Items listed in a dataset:

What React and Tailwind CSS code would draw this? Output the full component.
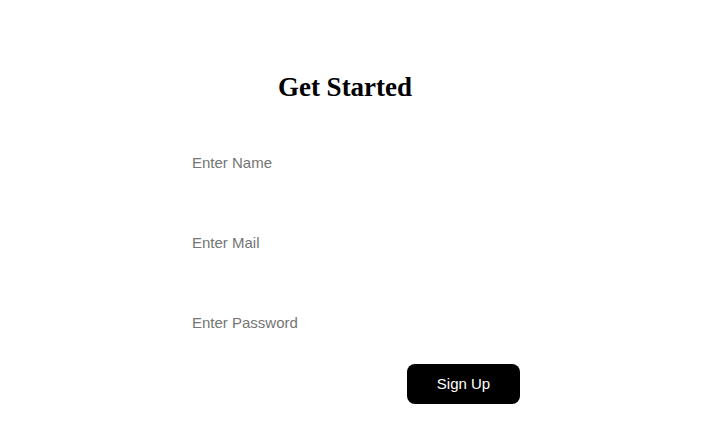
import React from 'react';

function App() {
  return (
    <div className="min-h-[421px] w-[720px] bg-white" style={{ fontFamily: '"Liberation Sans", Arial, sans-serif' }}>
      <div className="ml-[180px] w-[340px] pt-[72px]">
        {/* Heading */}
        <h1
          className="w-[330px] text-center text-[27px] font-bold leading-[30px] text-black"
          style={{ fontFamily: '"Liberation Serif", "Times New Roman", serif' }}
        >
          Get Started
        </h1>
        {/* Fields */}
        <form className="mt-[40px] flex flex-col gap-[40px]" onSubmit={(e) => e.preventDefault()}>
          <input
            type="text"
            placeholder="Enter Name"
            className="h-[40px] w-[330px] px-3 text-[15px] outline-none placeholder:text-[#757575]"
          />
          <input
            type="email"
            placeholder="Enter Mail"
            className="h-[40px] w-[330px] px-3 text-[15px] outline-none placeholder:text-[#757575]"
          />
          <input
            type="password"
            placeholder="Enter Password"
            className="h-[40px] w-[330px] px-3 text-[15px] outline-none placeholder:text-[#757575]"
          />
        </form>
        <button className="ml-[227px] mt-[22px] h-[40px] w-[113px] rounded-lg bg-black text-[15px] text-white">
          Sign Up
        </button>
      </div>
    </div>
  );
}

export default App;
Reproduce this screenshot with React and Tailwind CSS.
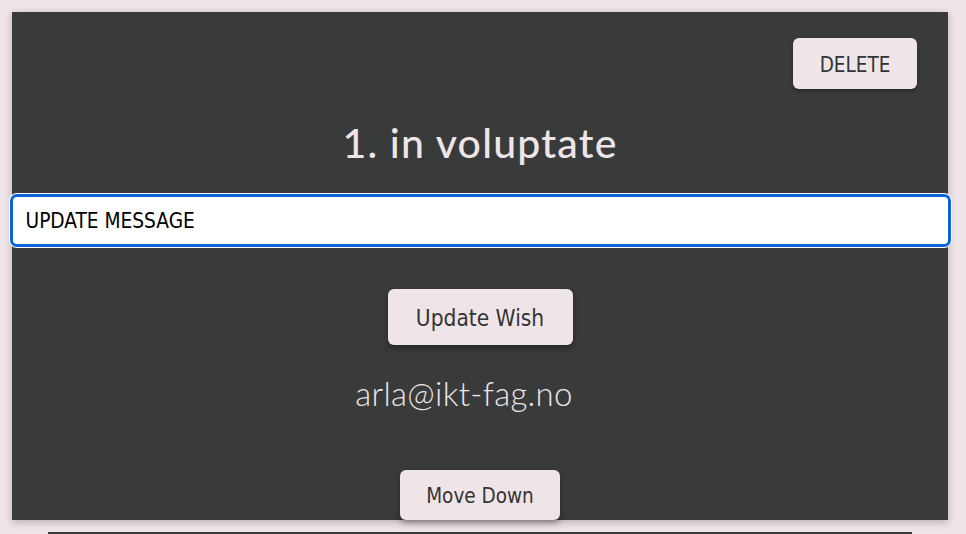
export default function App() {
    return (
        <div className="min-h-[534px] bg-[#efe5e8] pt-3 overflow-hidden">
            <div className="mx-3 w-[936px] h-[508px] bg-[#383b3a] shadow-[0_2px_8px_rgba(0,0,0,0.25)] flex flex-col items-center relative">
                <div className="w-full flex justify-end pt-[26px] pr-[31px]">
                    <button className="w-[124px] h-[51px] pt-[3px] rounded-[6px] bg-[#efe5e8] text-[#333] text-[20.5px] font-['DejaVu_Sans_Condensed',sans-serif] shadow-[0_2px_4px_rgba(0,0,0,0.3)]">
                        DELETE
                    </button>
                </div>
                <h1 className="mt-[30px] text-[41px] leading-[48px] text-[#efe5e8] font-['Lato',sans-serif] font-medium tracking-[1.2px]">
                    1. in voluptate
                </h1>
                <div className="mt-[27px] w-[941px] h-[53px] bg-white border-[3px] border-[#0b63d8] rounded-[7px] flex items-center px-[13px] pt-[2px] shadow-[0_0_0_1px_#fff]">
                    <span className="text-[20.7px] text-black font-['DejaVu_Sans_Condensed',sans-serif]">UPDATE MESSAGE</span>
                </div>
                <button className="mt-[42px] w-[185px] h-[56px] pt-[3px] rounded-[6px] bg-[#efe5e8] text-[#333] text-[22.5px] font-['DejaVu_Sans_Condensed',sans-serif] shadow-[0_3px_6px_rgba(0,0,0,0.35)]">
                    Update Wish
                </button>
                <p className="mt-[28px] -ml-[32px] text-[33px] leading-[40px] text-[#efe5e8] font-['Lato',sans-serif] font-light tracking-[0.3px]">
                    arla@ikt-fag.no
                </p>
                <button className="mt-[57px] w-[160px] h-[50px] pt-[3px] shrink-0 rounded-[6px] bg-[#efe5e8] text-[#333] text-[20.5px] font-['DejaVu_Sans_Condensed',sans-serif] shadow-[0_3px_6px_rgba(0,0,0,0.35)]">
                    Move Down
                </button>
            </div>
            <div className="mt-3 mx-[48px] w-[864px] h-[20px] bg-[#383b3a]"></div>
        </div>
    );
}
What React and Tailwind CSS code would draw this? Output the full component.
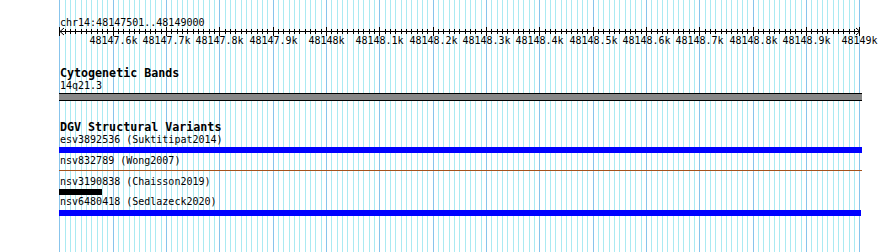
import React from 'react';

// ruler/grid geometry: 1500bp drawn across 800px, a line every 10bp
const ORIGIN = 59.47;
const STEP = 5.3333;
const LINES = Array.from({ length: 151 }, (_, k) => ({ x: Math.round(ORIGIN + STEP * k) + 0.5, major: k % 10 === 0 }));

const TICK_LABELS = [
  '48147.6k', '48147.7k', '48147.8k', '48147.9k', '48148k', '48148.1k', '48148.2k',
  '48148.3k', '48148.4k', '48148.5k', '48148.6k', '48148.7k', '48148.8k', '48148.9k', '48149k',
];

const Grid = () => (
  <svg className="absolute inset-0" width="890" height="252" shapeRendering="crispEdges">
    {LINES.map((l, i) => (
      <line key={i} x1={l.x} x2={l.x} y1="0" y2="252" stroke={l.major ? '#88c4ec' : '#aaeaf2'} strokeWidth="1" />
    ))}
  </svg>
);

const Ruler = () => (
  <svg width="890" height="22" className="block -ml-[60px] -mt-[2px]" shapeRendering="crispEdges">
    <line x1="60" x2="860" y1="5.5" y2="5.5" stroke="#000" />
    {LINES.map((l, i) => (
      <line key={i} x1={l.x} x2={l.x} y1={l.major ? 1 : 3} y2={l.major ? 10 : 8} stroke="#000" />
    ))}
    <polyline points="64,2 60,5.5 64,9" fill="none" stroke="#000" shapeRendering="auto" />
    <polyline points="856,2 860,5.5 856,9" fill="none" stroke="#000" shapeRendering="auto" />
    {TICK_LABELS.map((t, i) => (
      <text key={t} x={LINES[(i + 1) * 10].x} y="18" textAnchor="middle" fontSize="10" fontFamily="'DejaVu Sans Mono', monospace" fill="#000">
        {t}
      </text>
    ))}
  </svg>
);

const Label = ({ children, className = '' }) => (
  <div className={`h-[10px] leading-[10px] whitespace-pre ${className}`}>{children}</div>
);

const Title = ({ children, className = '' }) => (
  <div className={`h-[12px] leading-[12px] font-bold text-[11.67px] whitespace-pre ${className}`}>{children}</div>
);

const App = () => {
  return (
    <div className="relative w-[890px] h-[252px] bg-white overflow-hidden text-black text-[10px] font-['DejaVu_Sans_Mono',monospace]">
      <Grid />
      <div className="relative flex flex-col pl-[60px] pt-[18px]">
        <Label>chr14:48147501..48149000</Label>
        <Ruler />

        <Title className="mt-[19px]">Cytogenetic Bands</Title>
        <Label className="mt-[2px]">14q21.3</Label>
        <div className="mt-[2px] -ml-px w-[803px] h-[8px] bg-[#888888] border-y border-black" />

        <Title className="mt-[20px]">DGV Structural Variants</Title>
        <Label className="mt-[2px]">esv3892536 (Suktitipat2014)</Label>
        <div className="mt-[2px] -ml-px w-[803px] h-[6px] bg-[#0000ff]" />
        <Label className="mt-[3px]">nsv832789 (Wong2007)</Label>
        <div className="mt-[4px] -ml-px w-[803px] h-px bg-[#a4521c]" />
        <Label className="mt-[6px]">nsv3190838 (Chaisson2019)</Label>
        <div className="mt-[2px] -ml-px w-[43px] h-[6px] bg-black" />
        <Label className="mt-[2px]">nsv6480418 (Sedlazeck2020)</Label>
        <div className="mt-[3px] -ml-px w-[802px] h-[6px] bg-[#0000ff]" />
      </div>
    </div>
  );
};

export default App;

• **OBJECTIVE**
Repeat the data exactly, dropping every picture it holds.

• **EXERCISE RESULT**
What React and Tailwind CSS code would draw this? Output the full component.
import React from 'react';

function App() {
  return (
    <div className="min-h-[421px] w-[720px] bg-white" style={{ fontFamily: '"Liberation Sans", Arial, sans-serif' }}>
      <div className="ml-[180px] w-[340px] pt-[72px]">
        {/* Heading */}
        <h1
          className="w-[330px] text-center text-[27px] font-bold leading-[30px] text-black"
          style={{ fontFamily: '"Liberation Serif", "Times New Roman", serif' }}
        >
          Get Started
        </h1>
        {/* Fields */}
        <form className="mt-[40px] flex flex-col gap-[40px]" onSubmit={(e) => e.preventDefault()}>
          <input
            type="text"
            placeholder="Enter Name"
            className="h-[40px] w-[330px] px-3 text-[15px] outline-none placeholder:text-[#757575]"
          />
          <input
            type="email"
            placeholder="Enter Mail"
            className="h-[40px] w-[330px] px-3 text-[15px] outline-none placeholder:text-[#757575]"
          />
          <input
            type="password"
            placeholder="Enter Password"
            className="h-[40px] w-[330px] px-3 text-[15px] outline-none placeholder:text-[#757575]"
          />
        </form>
        <button className="ml-[227px] mt-[22px] h-[40px] w-[113px] rounded-lg bg-black text-[15px] text-white">
          Sign Up
        </button>
      </div>
    </div>
  );
}

export default App;
Reproduce this screenshot with React and Tailwind CSS.
export default function App() {
    return (
        <div className="min-h-[534px] bg-[#efe5e8] pt-3 overflow-hidden">
            <div className="mx-3 w-[936px] h-[508px] bg-[#383b3a] shadow-[0_2px_8px_rgba(0,0,0,0.25)] flex flex-col items-center relative">
                <div className="w-full flex justify-end pt-[26px] pr-[31px]">
                    <button className="w-[124px] h-[51px] pt-[3px] rounded-[6px] bg-[#efe5e8] text-[#333] text-[20.5px] font-['DejaVu_Sans_Condensed',sans-serif] shadow-[0_2px_4px_rgba(0,0,0,0.3)]">
                        DELETE
                    </button>
                </div>
                <h1 className="mt-[30px] text-[41px] leading-[48px] text-[#efe5e8] font-['Lato',sans-serif] font-medium tracking-[1.2px]">
                    1. in voluptate
                </h1>
                <div className="mt-[27px] w-[941px] h-[53px] bg-white border-[3px] border-[#0b63d8] rounded-[7px] flex items-center px-[13px] pt-[2px] shadow-[0_0_0_1px_#fff]">
                    <span className="text-[20.7px] text-black font-['DejaVu_Sans_Condensed',sans-serif]">UPDATE MESSAGE</span>
                </div>
                <button className="mt-[42px] w-[185px] h-[56px] pt-[3px] rounded-[6px] bg-[#efe5e8] text-[#333] text-[22.5px] font-['DejaVu_Sans_Condensed',sans-serif] shadow-[0_3px_6px_rgba(0,0,0,0.35)]">
                    Update Wish
                </button>
                <p className="mt-[28px] -ml-[32px] text-[33px] leading-[40px] text-[#efe5e8] font-['Lato',sans-serif] font-light tracking-[0.3px]">
                    arla@ikt-fag.no
                </p>
                <button className="mt-[57px] w-[160px] h-[50px] pt-[3px] shrink-0 rounded-[6px] bg-[#efe5e8] text-[#333] text-[20.5px] font-['DejaVu_Sans_Condensed',sans-serif] shadow-[0_3px_6px_rgba(0,0,0,0.35)]">
                    Move Down
                </button>
            </div>
            <div className="mt-3 mx-[48px] w-[864px] h-[20px] bg-[#383b3a]"></div>
        </div>
    );
}
What React and Tailwind CSS code would draw this? Output the full component.
import React from 'react';

// ruler/grid geometry: 1500bp drawn across 800px, a line every 10bp
const ORIGIN = 59.47;
const STEP = 5.3333;
const LINES = Array.from({ length: 151 }, (_, k) => ({ x: Math.round(ORIGIN + STEP * k) + 0.5, major: k % 10 === 0 }));

const TICK_LABELS = [
  '48147.6k', '48147.7k', '48147.8k', '48147.9k', '48148k', '48148.1k', '48148.2k',
  '48148.3k', '48148.4k', '48148.5k', '48148.6k', '48148.7k', '48148.8k', '48148.9k', '48149k',
];

const Grid = () => (
  <svg className="absolute inset-0" width="890" height="252" shapeRendering="crispEdges">
    {LINES.map((l, i) => (
      <line key={i} x1={l.x} x2={l.x} y1="0" y2="252" stroke={l.major ? '#88c4ec' : '#aaeaf2'} strokeWidth="1" />
    ))}
  </svg>
);

const Ruler = () => (
  <svg width="890" height="22" className="block -ml-[60px] -mt-[2px]" shapeRendering="crispEdges">
    <line x1="60" x2="860" y1="5.5" y2="5.5" stroke="#000" />
    {LINES.map((l, i) => (
      <line key={i} x1={l.x} x2={l.x} y1={l.major ? 1 : 3} y2={l.major ? 10 : 8} stroke="#000" />
    ))}
    <polyline points="64,2 60,5.5 64,9" fill="none" stroke="#000" shapeRendering="auto" />
    <polyline points="856,2 860,5.5 856,9" fill="none" stroke="#000" shapeRendering="auto" />
    {TICK_LABELS.map((t, i) => (
      <text key={t} x={LINES[(i + 1) * 10].x} y="18" textAnchor="middle" fontSize="10" fontFamily="'DejaVu Sans Mono', monospace" fill="#000">
        {t}
      </text>
    ))}
  </svg>
);

const Label = ({ children, className = '' }) => (
  <div className={`h-[10px] leading-[10px] whitespace-pre ${className}`}>{children}</div>
);

const Title = ({ children, className = '' }) => (
  <div className={`h-[12px] leading-[12px] font-bold text-[11.67px] whitespace-pre ${className}`}>{children}</div>
);

const App = () => {
  return (
    <div className="relative w-[890px] h-[252px] bg-white overflow-hidden text-black text-[10px] font-['DejaVu_Sans_Mono',monospace]">
      <Grid />
      <div className="relative flex flex-col pl-[60px] pt-[18px]">
        <Label>chr14:48147501..48149000</Label>
        <Ruler />

        <Title className="mt-[19px]">Cytogenetic Bands</Title>
        <Label className="mt-[2px]">14q21.3</Label>
        <div className="mt-[2px] -ml-px w-[803px] h-[8px] bg-[#888888] border-y border-black" />

        <Title className="mt-[20px]">DGV Structural Variants</Title>
        <Label className="mt-[2px]">esv3892536 (Suktitipat2014)</Label>
        <div className="mt-[2px] -ml-px w-[803px] h-[6px] bg-[#0000ff]" />
        <Label className="mt-[3px]">nsv832789 (Wong2007)</Label>
        <div className="mt-[4px] -ml-px w-[803px] h-px bg-[#a4521c]" />
        <Label className="mt-[6px]">nsv3190838 (Chaisson2019)</Label>
        <div className="mt-[2px] -ml-px w-[43px] h-[6px] bg-black" />
        <Label className="mt-[2px]">nsv6480418 (Sedlazeck2020)</Label>
        <div className="mt-[3px] -ml-px w-[802px] h-[6px] bg-[#0000ff]" />
      </div>
    </div>
  );
};

export default App;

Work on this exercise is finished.